Given exercise
Copy out the data exactly, leaving the pictures behind.

Data block
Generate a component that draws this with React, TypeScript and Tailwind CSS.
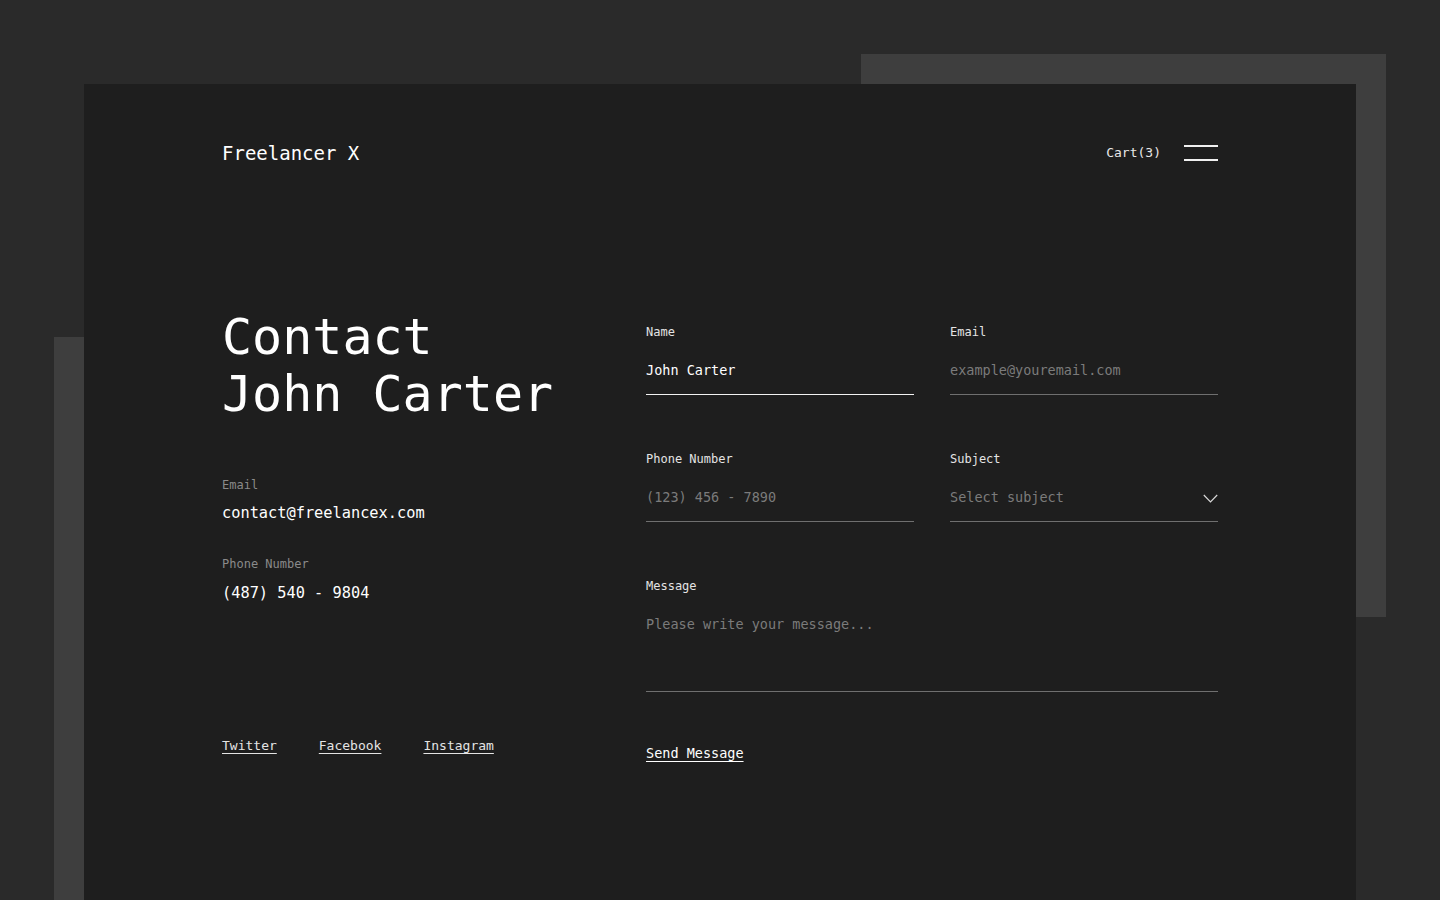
const mono = { fontFamily: '"DejaVu Sans Mono", "Liberation Mono", monospace' };

function Field({
  label,
  placeholder,
  value,
  active,
}: {
  label: string;
  placeholder?: string;
  value?: string;
  active?: boolean;
}) {
  return (
    <div className="flex flex-col">
      <label className="text-[12px] leading-4 text-[#e4e4e4]">{label}</label>
      <input
        type="text"
        defaultValue={value}
        placeholder={placeholder}
        style={mono}
        className={`mt-[7px] h-[48px] w-full bg-transparent pb-[1px] text-[13.5px] text-white placeholder-[#7b7b7b] outline-none border-b ${
          active ? 'border-[#f2f2f2]' : 'border-[#6f6f6f]'
        }`}
      />
    </div>
  );
}

export default function App() {
  return (
    <div style={mono} className="relative h-[900px] w-full overflow-hidden bg-[#2a2a2a] text-white">
      {/* decorative blocks behind the card */}
      <div className="absolute left-[861px] top-[54px] h-[563px] w-[525px] bg-[#3e3e3e]" />
      <div className="absolute left-[54px] top-[337px] h-[563px] w-[100px] bg-[#3e3e3e]" />

      <div className="relative z-10 ml-[84px] mt-[84px] h-[816px] w-[1272px] bg-[#1e1e1e] px-[138px] pt-[57px]">
        {/* header */}
        <header className="flex h-6 items-center justify-between">
          <div className="text-[19px] leading-6 text-white">Freelancer X</div>
          <div className="flex items-center gap-[23px]">
            <span className="text-[13px] leading-5 text-[#e8e8e8]">Cart(3)</span>
            <div className="flex w-[34px] flex-col gap-[12.5px]">
              <span className="block h-[1.5px] w-full bg-[#f0f0f0]" />
              <span className="block h-[1.5px] w-full bg-[#f0f0f0]" />
            </div>
          </div>
        </header>

        <div className="mt-[143px] flex">
          {/* left column */}
          <div className="w-[424px] shrink-0">
            <h1 className="pt-[1px] text-[50px] font-normal leading-[57px] text-white">
              Contact
              <br />
              John Carter
            </h1>

            <div className="mt-[54px] text-[12px] leading-4 text-[#8a8a8a]">Email</div>
            <div className="mt-[9px] text-[15.3px] leading-[22px] text-white">contact@freelancex.com</div>

            <div className="mt-[32px] text-[12px] leading-4 text-[#8a8a8a]">Phone Number</div>
            <div className="mt-[10px] text-[15.3px] leading-[22px] text-white">(487) 540 - 9804</div>

            <div className="mt-[132px] flex gap-[42px] text-[13px] leading-5 text-[#e4e4e4]">
              <a href="#" className="underline underline-offset-[3px]">Twitter</a>
              <a href="#" className="underline underline-offset-[3px]">Facebook</a>
              <a href="#" className="underline underline-offset-[3px]">Instagram</a>
            </div>
          </div>

          {/* form */}
          <form className="w-[572px] pt-4" onSubmit={(e) => e.preventDefault()}>
            <div className="grid grid-cols-2 gap-x-[36px] gap-y-[56px]">
              <Field label="Name" value="John Carter" active />
              <Field label="Email" placeholder="example@youremail.com" />
              <Field label="Phone Number" placeholder="(123) 456 - 7890" />
              <div className="flex flex-col">
                <label className="text-[12px] leading-4 text-[#e4e4e4]">Subject</label>
                <div className="relative mt-[7px] h-[48px] border-b border-[#6f6f6f]">
                  <select
                    style={mono}
                    defaultValue=""
                    className="h-full w-full appearance-none bg-transparent pb-[1px] text-[13.5px] text-[#7b7b7b] outline-none"
                  >
                    <option value="" disabled>
                      Select subject
                    </option>
                    <option value="project">Project</option>
                    <option value="other">Other</option>
                  </select>
                  <svg
                    className="pointer-events-none absolute right-0 top-[20px] h-[9px] w-[15px]"
                    viewBox="0 0 15 9"
                    fill="none"
                    stroke="#d8d8d8"
                    strokeWidth="1.2"
                  >
                    <path d="M0.8 1 L7.5 8 L14.2 1" />
                  </svg>
                </div>
              </div>
              <div className="col-span-2 flex flex-col">
                <label className="text-[12px] leading-4 text-[#e4e4e4]">Message</label>
                <textarea
                  style={mono}
                  placeholder="Please write your message..."
                  className="mt-[7px] h-[91px] w-full resize-none border-b border-[#6f6f6f] bg-transparent pt-[13px] text-[13.5px] leading-5 text-white placeholder-[#7b7b7b] outline-none"
                />
              </div>
            </div>
            <button
              type="submit"
              className="mt-[51px] text-[13.5px] leading-5 text-white underline underline-offset-[3px]"
            >
              Send Message
            </button>
          </form>
        </div>
      </div>
    </div>
  );
}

The answer
Generate a component that draws this with React, TypeScript and Tailwind CSS.
const mono = { fontFamily: '"DejaVu Sans Mono", "Liberation Mono", monospace' };

function Field({
  label,
  placeholder,
  value,
  active,
}: {
  label: string;
  placeholder?: string;
  value?: string;
  active?: boolean;
}) {
  return (
    <div className="flex flex-col">
      <label className="text-[12px] leading-4 text-[#e4e4e4]">{label}</label>
      <input
        type="text"
        defaultValue={value}
        placeholder={placeholder}
        style={mono}
        className={`mt-[7px] h-[48px] w-full bg-transparent pb-[1px] text-[13.5px] text-white placeholder-[#7b7b7b] outline-none border-b ${
          active ? 'border-[#f2f2f2]' : 'border-[#6f6f6f]'
        }`}
      />
    </div>
  );
}

export default function App() {
  return (
    <div style={mono} className="relative h-[900px] w-full overflow-hidden bg-[#2a2a2a] text-white">
      {/* decorative blocks behind the card */}
      <div className="absolute left-[861px] top-[54px] h-[563px] w-[525px] bg-[#3e3e3e]" />
      <div className="absolute left-[54px] top-[337px] h-[563px] w-[100px] bg-[#3e3e3e]" />

      <div className="relative z-10 ml-[84px] mt-[84px] h-[816px] w-[1272px] bg-[#1e1e1e] px-[138px] pt-[57px]">
        {/* header */}
        <header className="flex h-6 items-center justify-between">
          <div className="text-[19px] leading-6 text-white">Freelancer X</div>
          <div className="flex items-center gap-[23px]">
            <span className="text-[13px] leading-5 text-[#e8e8e8]">Cart(3)</span>
            <div className="flex w-[34px] flex-col gap-[12.5px]">
              <span className="block h-[1.5px] w-full bg-[#f0f0f0]" />
              <span className="block h-[1.5px] w-full bg-[#f0f0f0]" />
            </div>
          </div>
        </header>

        <div className="mt-[143px] flex">
          {/* left column */}
          <div className="w-[424px] shrink-0">
            <h1 className="pt-[1px] text-[50px] font-normal leading-[57px] text-white">
              Contact
              <br />
              John Carter
            </h1>

            <div className="mt-[54px] text-[12px] leading-4 text-[#8a8a8a]">Email</div>
            <div className="mt-[9px] text-[15.3px] leading-[22px] text-white">contact@freelancex.com</div>

            <div className="mt-[32px] text-[12px] leading-4 text-[#8a8a8a]">Phone Number</div>
            <div className="mt-[10px] text-[15.3px] leading-[22px] text-white">(487) 540 - 9804</div>

            <div className="mt-[132px] flex gap-[42px] text-[13px] leading-5 text-[#e4e4e4]">
              <a href="#" className="underline underline-offset-[3px]">Twitter</a>
              <a href="#" className="underline underline-offset-[3px]">Facebook</a>
              <a href="#" className="underline underline-offset-[3px]">Instagram</a>
            </div>
          </div>

          {/* form */}
          <form className="w-[572px] pt-4" onSubmit={(e) => e.preventDefault()}>
            <div className="grid grid-cols-2 gap-x-[36px] gap-y-[56px]">
              <Field label="Name" value="John Carter" active />
              <Field label="Email" placeholder="example@youremail.com" />
              <Field label="Phone Number" placeholder="(123) 456 - 7890" />
              <div className="flex flex-col">
                <label className="text-[12px] leading-4 text-[#e4e4e4]">Subject</label>
                <div className="relative mt-[7px] h-[48px] border-b border-[#6f6f6f]">
                  <select
                    style={mono}
                    defaultValue=""
                    className="h-full w-full appearance-none bg-transparent pb-[1px] text-[13.5px] text-[#7b7b7b] outline-none"
                  >
                    <option value="" disabled>
                      Select subject
                    </option>
                    <option value="project">Project</option>
                    <option value="other">Other</option>
                  </select>
                  <svg
                    className="pointer-events-none absolute right-0 top-[20px] h-[9px] w-[15px]"
                    viewBox="0 0 15 9"
                    fill="none"
                    stroke="#d8d8d8"
                    strokeWidth="1.2"
                  >
                    <path d="M0.8 1 L7.5 8 L14.2 1" />
                  </svg>
                </div>
              </div>
              <div className="col-span-2 flex flex-col">
                <label className="text-[12px] leading-4 text-[#e4e4e4]">Message</label>
                <textarea
                  style={mono}
                  placeholder="Please write your message..."
                  className="mt-[7px] h-[91px] w-full resize-none border-b border-[#6f6f6f] bg-transparent pt-[13px] text-[13.5px] leading-5 text-white placeholder-[#7b7b7b] outline-none"
                />
              </div>
            </div>
            <button
              type="submit"
              className="mt-[51px] text-[13.5px] leading-5 text-white underline underline-offset-[3px]"
            >
              Send Message
            </button>
          </form>
        </div>
      </div>
    </div>
  );
}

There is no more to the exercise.